─── PROVIDED MATERIAL ───

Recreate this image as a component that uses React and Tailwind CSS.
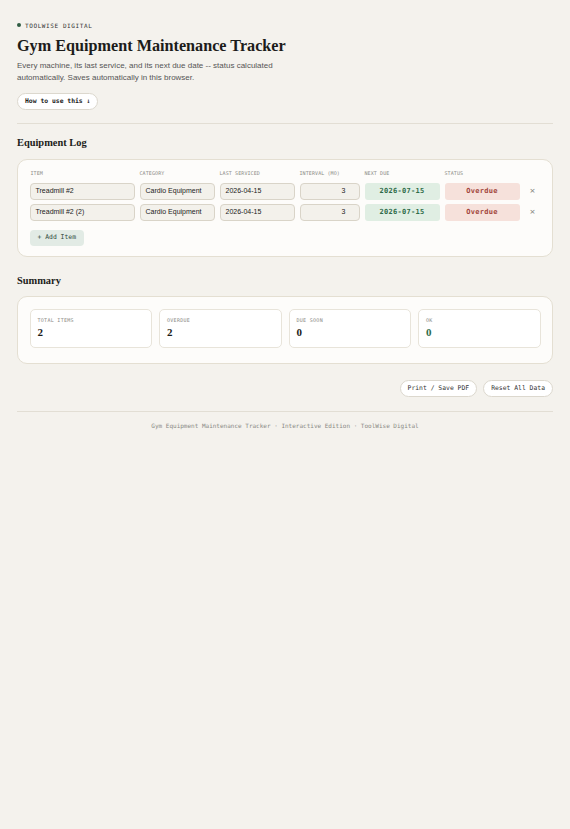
import React from 'react';

const mono = "font-['DejaVu_Sans_Mono',monospace]";
const serif = "font-['Liberation_Serif',serif]";
const sans = "font-['Liberation_Sans',Arial,sans-serif]";

const items = [
  { name: 'Treadmill #2', category: 'Cardio Equipment', last: '2026-04-15', interval: 3, next: '2026-07-15', status: 'Overdue' },
  { name: 'Treadmill #2 (2)', category: 'Cardio Equipment', last: '2026-04-15', interval: 3, next: '2026-07-15', status: 'Overdue' },
];

const stats = [
  { label: 'Total Items', value: 2, tone: 'text-[#1c1c1a]' },
  { label: 'Overdue', value: 2, tone: 'text-[#1c1c1a]' },
  { label: 'Due Soon', value: 0, tone: 'text-[#1c1c1a]' },
  { label: 'OK', value: 0, tone: 'text-[#2e6b48]' },
];

const cols = 'grid grid-cols-[105px_75px_75px_60px_75px_75px_1fr] gap-x-[5px]';
const field = `h-[17px] rounded-[4px] border border-[#d9d4c8] bg-[#f3f1eb] px-[5px] text-[7px] text-[#222] flex items-center ${sans}`;

const EquipmentRow = ({ item }) => (
  <div className={`${cols} items-center`}>
    <div className={field}>{item.name}</div>
    <div className={field}>{item.category}</div>
    <div className={field}>{item.last}</div>
    <div className={`${field} justify-end pr-[13px]`}>{item.interval}</div>
    <div className={`h-[17px] rounded-[3px] bg-[#e0eee3] flex items-center justify-center text-[7px] font-bold tracking-[0.3px] text-[#2e6b48] ${mono}`}>
      {item.next}
    </div>
    <div className={`h-[17px] rounded-[3px] bg-[#f6e1db] flex items-center justify-center text-[7px] font-bold tracking-[0.3px] text-[#a2453a] ${mono}`}>
      {item.status}
    </div>
    <div className="flex justify-center text-[9.5px] leading-none text-[#8a8a85]">×</div>
  </div>
);

export default function App() {
  return (
    <div className="min-h-screen bg-[#f4f2ed] text-[#1c1c1a]">
      <div className="px-[17px] pt-[21px] pb-10">
        {/* header */}
        <div className="flex items-center gap-[4px] h-[8px]">
          <span className="w-[4px] h-[4px] rounded-full bg-[#2f5d43]"></span>
          <span className={`text-[6px] tracking-[0.6px] text-[#333] ${mono}`}>TOOLWISE DIGITAL</span>
        </div>
        <h1 className={`mt-[7px] text-[16.2px] leading-[20px] font-bold ${serif}`}>
          Gym Equipment Maintenance Tracker
        </h1>
        <p className={`mt-[4px] max-w-[292px] text-[8px] leading-[12px] text-[#555] ${sans}`}>
          Every machine, its last service, and its next due date -- status calculated automatically. Saves automatically in this browser.
        </p>
        <button className={`mt-[9px] h-[17px] px-[7px] rounded-full border border-[#dcd8ce] bg-white text-[6.4px] font-bold text-[#222] ${mono}`}>
          How to use this ↓
        </button>

        <div className="mt-[13px] border-t border-[#e2ded4]"></div>

        {/* equipment log */}
        <h2 className={`mt-[12px] text-[10.4px] leading-[14px] font-bold ${serif}`}>Equipment Log</h2>
        <div className="mt-[9px] rounded-[10px] border-[1.5px] border-[#e4dfd2] bg-[#fdfcfa] px-[11.5px] pt-[10px] pb-[10.5px]">
          <div className={`${cols} h-[8px] items-center text-[5px] tracking-[0.1px] text-[#8a8a85] ${mono}`}>
            <span className="pl-[1px]">ITEM</span>
            <span>CATEGORY</span>
            <span>LAST SERVICED</span>
            <span>INTERVAL (MO)</span>
            <span>NEXT DUE</span>
            <span>STATUS</span>
            <span></span>
          </div>
          <div className="mt-[4.5px] flex flex-col gap-[4px]">
            {items.map((it, i) => (
              <EquipmentRow key={i} item={it} />
            ))}
          </div>
          <button className={`mt-[9px] h-[16px] px-[8px] rounded-[4px] bg-[#e2ebe5] text-[6.4px] text-[#2d4a3a] ${mono}`}>
            + Add Item
          </button>
        </div>

        {/* summary */}
        <h2 className={`mt-[17px] text-[10.4px] leading-[14px] font-bold ${serif}`}>Summary</h2>
        <div className="mt-[8px] rounded-[10px] border-[1.5px] border-[#e4dfd2] bg-[#fdfcfa] px-[11.5px] pt-[12px] pb-[15px]">
          <div className="grid grid-cols-4 gap-[7px]">
            {stats.map((s) => (
              <div key={s.label} className="h-[39px] rounded-[5px] border border-[#e8e4da] bg-white px-[7px] pt-[6px]">
                <div className={`text-[5px] leading-[8px] tracking-[0.3px] uppercase text-[#8a8a85] ${mono}`}>{s.label}</div>
                <div className={`mt-[1px] text-[11px] leading-[14px] font-bold ${serif} ${s.tone}`}>{s.value}</div>
              </div>
            ))}
          </div>
        </div>

        {/* actions */}
        <div className="mt-[16px] flex justify-end gap-[6px]">
          <button className={`h-[17px] px-[7px] rounded-full border border-[#dcd8ce] bg-white text-[6.4px] text-[#333] ${mono}`}>
            Print / Save PDF
          </button>
          <button className={`h-[17px] px-[7px] rounded-full border border-[#dcd8ce] bg-white text-[6.4px] text-[#333] ${mono}`}>
            Reset All Data
          </button>
        </div>

        <div className="mt-[14px] border-t border-[#e2ded4]"></div>
        <p className={`mt-[10px] text-center text-[6px] leading-[8px] text-[#8a8a85] ${mono}`}>
          Gym Equipment Maintenance Tracker · Interactive Edition · ToolWise Digital
        </p>
      </div>
    </div>
  );
}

───

GOAL
Transcribe the material exactly, and leave out whatever pictures it holds.

ANSWER BELOW
Recreate this image as a component that uses React and Tailwind CSS.
import React from 'react';

const mono = "font-['DejaVu_Sans_Mono',monospace]";
const serif = "font-['Liberation_Serif',serif]";
const sans = "font-['Liberation_Sans',Arial,sans-serif]";

const items = [
  { name: 'Treadmill #2', category: 'Cardio Equipment', last: '2026-04-15', interval: 3, next: '2026-07-15', status: 'Overdue' },
  { name: 'Treadmill #2 (2)', category: 'Cardio Equipment', last: '2026-04-15', interval: 3, next: '2026-07-15', status: 'Overdue' },
];

const stats = [
  { label: 'Total Items', value: 2, tone: 'text-[#1c1c1a]' },
  { label: 'Overdue', value: 2, tone: 'text-[#1c1c1a]' },
  { label: 'Due Soon', value: 0, tone: 'text-[#1c1c1a]' },
  { label: 'OK', value: 0, tone: 'text-[#2e6b48]' },
];

const cols = 'grid grid-cols-[105px_75px_75px_60px_75px_75px_1fr] gap-x-[5px]';
const field = `h-[17px] rounded-[4px] border border-[#d9d4c8] bg-[#f3f1eb] px-[5px] text-[7px] text-[#222] flex items-center ${sans}`;

const EquipmentRow = ({ item }) => (
  <div className={`${cols} items-center`}>
    <div className={field}>{item.name}</div>
    <div className={field}>{item.category}</div>
    <div className={field}>{item.last}</div>
    <div className={`${field} justify-end pr-[13px]`}>{item.interval}</div>
    <div className={`h-[17px] rounded-[3px] bg-[#e0eee3] flex items-center justify-center text-[7px] font-bold tracking-[0.3px] text-[#2e6b48] ${mono}`}>
      {item.next}
    </div>
    <div className={`h-[17px] rounded-[3px] bg-[#f6e1db] flex items-center justify-center text-[7px] font-bold tracking-[0.3px] text-[#a2453a] ${mono}`}>
      {item.status}
    </div>
    <div className="flex justify-center text-[9.5px] leading-none text-[#8a8a85]">×</div>
  </div>
);

export default function App() {
  return (
    <div className="min-h-screen bg-[#f4f2ed] text-[#1c1c1a]">
      <div className="px-[17px] pt-[21px] pb-10">
        {/* header */}
        <div className="flex items-center gap-[4px] h-[8px]">
          <span className="w-[4px] h-[4px] rounded-full bg-[#2f5d43]"></span>
          <span className={`text-[6px] tracking-[0.6px] text-[#333] ${mono}`}>TOOLWISE DIGITAL</span>
        </div>
        <h1 className={`mt-[7px] text-[16.2px] leading-[20px] font-bold ${serif}`}>
          Gym Equipment Maintenance Tracker
        </h1>
        <p className={`mt-[4px] max-w-[292px] text-[8px] leading-[12px] text-[#555] ${sans}`}>
          Every machine, its last service, and its next due date -- status calculated automatically. Saves automatically in this browser.
        </p>
        <button className={`mt-[9px] h-[17px] px-[7px] rounded-full border border-[#dcd8ce] bg-white text-[6.4px] font-bold text-[#222] ${mono}`}>
          How to use this ↓
        </button>

        <div className="mt-[13px] border-t border-[#e2ded4]"></div>

        {/* equipment log */}
        <h2 className={`mt-[12px] text-[10.4px] leading-[14px] font-bold ${serif}`}>Equipment Log</h2>
        <div className="mt-[9px] rounded-[10px] border-[1.5px] border-[#e4dfd2] bg-[#fdfcfa] px-[11.5px] pt-[10px] pb-[10.5px]">
          <div className={`${cols} h-[8px] items-center text-[5px] tracking-[0.1px] text-[#8a8a85] ${mono}`}>
            <span className="pl-[1px]">ITEM</span>
            <span>CATEGORY</span>
            <span>LAST SERVICED</span>
            <span>INTERVAL (MO)</span>
            <span>NEXT DUE</span>
            <span>STATUS</span>
            <span></span>
          </div>
          <div className="mt-[4.5px] flex flex-col gap-[4px]">
            {items.map((it, i) => (
              <EquipmentRow key={i} item={it} />
            ))}
          </div>
          <button className={`mt-[9px] h-[16px] px-[8px] rounded-[4px] bg-[#e2ebe5] text-[6.4px] text-[#2d4a3a] ${mono}`}>
            + Add Item
          </button>
        </div>

        {/* summary */}
        <h2 className={`mt-[17px] text-[10.4px] leading-[14px] font-bold ${serif}`}>Summary</h2>
        <div className="mt-[8px] rounded-[10px] border-[1.5px] border-[#e4dfd2] bg-[#fdfcfa] px-[11.5px] pt-[12px] pb-[15px]">
          <div className="grid grid-cols-4 gap-[7px]">
            {stats.map((s) => (
              <div key={s.label} className="h-[39px] rounded-[5px] border border-[#e8e4da] bg-white px-[7px] pt-[6px]">
                <div className={`text-[5px] leading-[8px] tracking-[0.3px] uppercase text-[#8a8a85] ${mono}`}>{s.label}</div>
                <div className={`mt-[1px] text-[11px] leading-[14px] font-bold ${serif} ${s.tone}`}>{s.value}</div>
              </div>
            ))}
          </div>
        </div>

        {/* actions */}
        <div className="mt-[16px] flex justify-end gap-[6px]">
          <button className={`h-[17px] px-[7px] rounded-full border border-[#dcd8ce] bg-white text-[6.4px] text-[#333] ${mono}`}>
            Print / Save PDF
          </button>
          <button className={`h-[17px] px-[7px] rounded-full border border-[#dcd8ce] bg-white text-[6.4px] text-[#333] ${mono}`}>
            Reset All Data
          </button>
        </div>

        <div className="mt-[14px] border-t border-[#e2ded4]"></div>
        <p className={`mt-[10px] text-center text-[6px] leading-[8px] text-[#8a8a85] ${mono}`}>
          Gym Equipment Maintenance Tracker · Interactive Edition · ToolWise Digital
        </p>
      </div>
    </div>
  );
}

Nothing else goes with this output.